Home-page: https://github.com/waikato-datamining/wai-annotations-core
Author: Corey Sterling
Author-email: coreytsterling@gmail.com
License: Apache License Version 2.0
Description: wai.annotations core module, containing core data structures and basic data loading and preprocessing techniques.
        
        The following sources are available:
        
        * `from-audio-files-ac`: dummy reader that turns audio files into a classification dataset.
        * `from-audio-files-sp`: dummy reader that turns audio files into a speech dataset.
        * `from-images-ic`: dummy reader that turns images into an image classification dataset.
        * `from-images-is`: dummy reader that turns images into an image segmentation dataset.
        * `from-images-od`: dummy reader that turns images into an object detection dataset.
        
        
        The following inline stream processors (ISPs) area available:
        
        * `check-duplicate-filenames`: causes the conversion stream to halt when multiple dataset items have the same filename
        * `clean-transcript`: ISP that cleans speech transcripts.
        * `coerce-box`: converts all annotation bounds into box regions
        * `coerce-mask`: converts all annotation bounds into polygon regions
        * `convert-image-format`: converts images from one format to another
        * `dimension-discarder`: removes annotations which fall outside certain size constraints
        * `discard-invalid-images`: discards images that cannot be loaded (e.g., corrupt image file or annotations with no image)
        * `discard-negatives`: discards negative examples (those without annotations) from the stream
        * `filter-labels`: filters detected objects down to those with specified labels.
        * `filter-metadata`: filters detected objects based on their meta-data.
        * `label-present`: keeps or discards images depending on whether annotations with certain label(s) are present. Checks can be further tightened by defining regions in the image that annotations must overlap with (or not overlap at all).
        * `map-labels`: maps object-detection labels from one set to another
        * `passthrough`: dummy ISP which has no effect on the conversion stream
        * `polygon-discarder`: removes annotations with polygons which fall outside certain point limit constraints
        * `remove-classes`: removes classes from classification/image-segmentation instances
        * `rename`: ISP that renames files.
        * `sample`: ISP that selects a subset from the stream.
        * `strip-annotations`: ISP which removes annotations from instances
        
        
        The following cross-domain converters (XDCs) are available:
        * `od-to-ic`: converts image object-detection instances into image classification instances
        * `od-to-is`: converts image object-detection instances into image segmentation instances
        
        
        The following sinks are available:
        
        * `to-audio-files-ac`: dummy writer that just outputs audio files from classification datasets.

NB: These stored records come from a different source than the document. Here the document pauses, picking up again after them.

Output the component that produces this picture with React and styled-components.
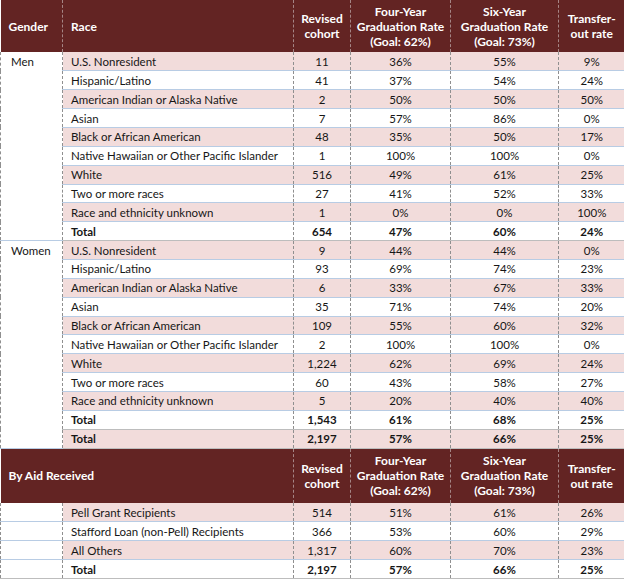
import React from 'react'
import styled, { createGlobalStyle } from 'styled-components'

const races = [
    'U.S. Nonresident',
    'Hispanic/Latino',
    'American Indian or Alaska Native',
    'Asian',
    'Black or African American',
    'Native Hawaiian or Other Pacific Islander',
    'White',
    'Two or more races',
    'Race and ethnicity unknown',
]

const men = [
    ['11', '36%', '55%', '9%'],
    ['41', '37%', '54%', '24%'],
    ['2', '50%', '50%', '50%'],
    ['7', '57%', '86%', '0%'],
    ['48', '35%', '50%', '17%'],
    ['1', '100%', '100%', '0%'],
    ['516', '49%', '61%', '25%'],
    ['27', '41%', '52%', '33%'],
    ['1', '0%', '0%', '100%'],
]

const women = [
    ['9', '44%', '44%', '0%'],
    ['93', '69%', '74%', '23%'],
    ['6', '33%', '67%', '33%'],
    ['35', '71%', '74%', '20%'],
    ['109', '55%', '60%', '32%'],
    ['2', '100%', '100%', '0%'],
    ['1,224', '62%', '69%', '24%'],
    ['60', '43%', '58%', '27%'],
    ['5', '20%', '40%', '40%'],
]

const aid = [
    ['Pell Grant Recipients', '514', '51%', '61%', '26%'],
    ['Stafford Loan (non-Pell) Recipients', '366', '53%', '60%', '29%'],
    ['All Others', '1,317', '60%', '70%', '23%'],
]

function Header({ first }) {
    return (
        <HeadRow $height={first ? 52 : 55}>
            {first ? (
                <>
                    <HeadCell>Gender</HeadCell>
                    <HeadCell>Race</HeadCell>
                </>
            ) : (
                <HeadCell colSpan={2}>By Aid Received</HeadCell>
            )}
            <HeadCell $center>Revised<br />cohort</HeadCell>
            <HeadCell $center>Four-Year<br />Graduation Rate<br />(Goal: 62%)</HeadCell>
            <HeadCell $center>Six-Year<br />Graduation Rate<br />(Goal: 73%)</HeadCell>
            <HeadCell $center>Transfer-<br />out rate</HeadCell>
        </HeadRow>
    )
}

function Values({ label, values, bold }) {
    return (
        <>
            <Cell $bold={bold}>{label}</Cell>
            {values.map((v, i) => (
                <Cell key={i} $center $bold={bold}>{v}</Cell>
            ))}
        </>
    )
}

function GenderBlock({ name, data, total, grandTotal }) {
    const span = grandTotal ? 11 : 10
    return (
        <>
            {data.map((values, i) => (
                <Row key={i} $pink={i % 2 === 0}>
                    {i === 0 && <GenderCell rowSpan={span}>{name}</GenderCell>}
                    <Values label={races[i]} values={values} />
                </Row>
            ))}
            <Row $grey>
                <Values label="Total" values={total} bold />
            </Row>
            {grandTotal && (
                <Row $pink $grey>
                    <Values label="Total" values={grandTotal} bold />
                </Row>
            )}
        </>
    )
}

export default function App() {
    return (
        <>
            <GlobalStyle />
            <Table>
                <colgroup>
                    <col style={{ width: 62 }} />
                    <col style={{ width: 231 }} />
                    <col style={{ width: 57 }} />
                    <col style={{ width: 100 }} />
                    <col style={{ width: 108 }} />
                    <col style={{ width: 66 }} />
                </colgroup>
                <tbody>
                    <Header first />
                    <GenderBlock name="Men" data={men} total={['654', '47%', '60%', '24%']} />
                    <GenderBlock
                        name="Women"
                        data={women}
                        total={['1,543', '61%', '68%', '25%']}
                        grandTotal={['2,197', '57%', '66%', '25%']}
                    />
                    <Header />
                    {aid.map(([label, ...values], i) => (
                        <Row key={label} $pink={i % 2 === 0}>
                            <EmptyCell />
                            <Values label={label} values={values} />
                        </Row>
                    ))}
                    <Row $grey>
                        <EmptyCell />
                        <Values label="Total" values={['2,197', '57%', '66%', '25%']} bold />
                    </Row>
                </tbody>
            </Table>
        </>
    )
}

const GlobalStyle = createGlobalStyle`
    body {
        margin: 0;
        background: #fff;
        font-family: Lato, "Open Sans", sans-serif;
    }
`

const Table = styled.table`
    width: 624px;
    table-layout: fixed;
    border-collapse: collapse;
    font-size: 11.5px;
    color: #161616;
`

const HeadRow = styled.tr`
    height: ${p => p.$height}px;
    background: #632423;
`

const HeadCell = styled.td`
    color: #fff;
    font-weight: 700;
    font-size: 12px;
    line-height: 15px;
    text-align: ${p => (p.$center ? 'center' : 'left')};
    padding: 0 ${p => (p.$center ? '1px' : '8px')};
    vertical-align: middle;
    white-space: nowrap;
    border-left: 1px dashed #a58585;
    &:first-child {
        border-left: none;
    }
`

const Row = styled.tr`
    height: 18.86px;
    background: ${p => (p.$pink ? '#f2dcdb' : '#fff')};
    border-bottom: 1px solid ${p => (p.$grey ? '#bdbdbd' : '#b8cce4')};
`

const Cell = styled.td`
    padding: 0 ${p => (p.$center ? '2px' : '8px')};
    text-align: ${p => (p.$center ? 'center' : 'left')};
    font-weight: ${p => (p.$bold ? 700 : 400)};
    white-space: nowrap;
    vertical-align: middle;
    border-left: 1px dashed #8f8f8f;
`

const GenderCell = styled.td`
    background: #fff;
    vertical-align: top;
    padding: 3px 10px 0;
    border-left: 1px dashed #8f8f8f;
    border-bottom: 1px solid #b8cce4;
`

const EmptyCell = styled.td`
    background: #fff;
    border-left: 1px dashed #8f8f8f;
    border-bottom: 1px dashed #8f8f8f;
`
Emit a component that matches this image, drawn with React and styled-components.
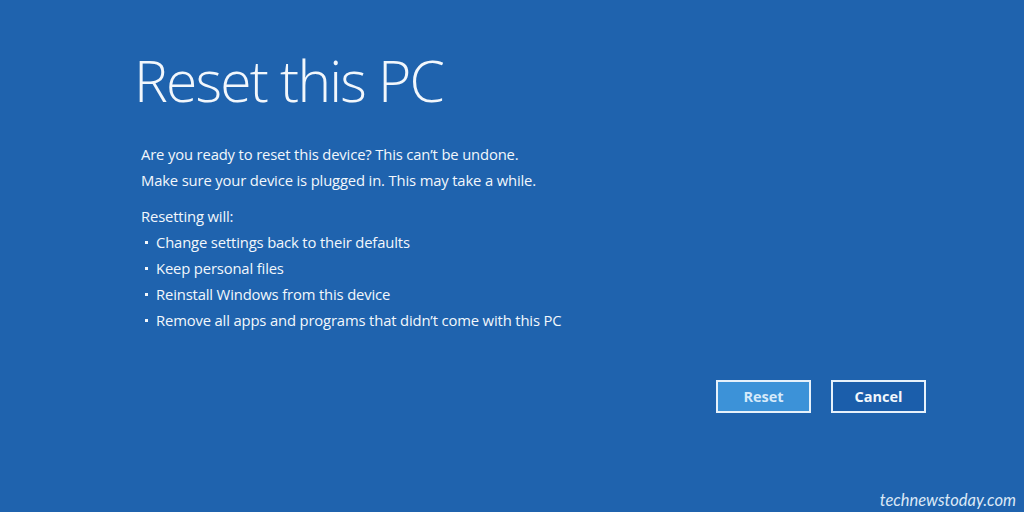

        * `to-audio-fileS-sp`: dummy writer that just outputs audio files from speech datasets.
        * `to-images-ic`: dummy writer that just outputs images from image classification datasets.
        * `to-images-is`: dummy writer that just outputs images from image segmentation datasets.
        * `to-images-od`: dummy writer that just outputs images from object detection datasets.
        * `to-void-ac`: consumes audio classification instances without writing them.
        * `to-void-ic`: consumes image classification instances without writing them.
        * `to-void-is`: consumes image segmentation instances without writing them.
        * `to-void-od`: consumes instances without writing them.
        * `to-void-sp`: consumes instances without writing them.
        
        Changelog
        =========
        
        0.2.1 (2022-10-20)
        ------------------
        
        - Added WriteLabels ISP which can read labels from classification, object-detection
          and image-segmentation streams, and writes them to disk.
        
        0.2.0 (2022-09-06)
        ------------------
        
        - FilterLabels ISP now treats elements as negative ones if no labels left after
          filtering (in order to use `discard-negatives` in pipeline); also works on
          image classification domain now as well
        - FilterLabels ISP can filter out located objects that don't fall within a certain
          region (x,y,w,h - normalized or absolute) using a supplied IoU threshold; useful
          when concentrating on annotations in the center of an image, e.g., for images
          generated with the subimages ISP (object detection domain only)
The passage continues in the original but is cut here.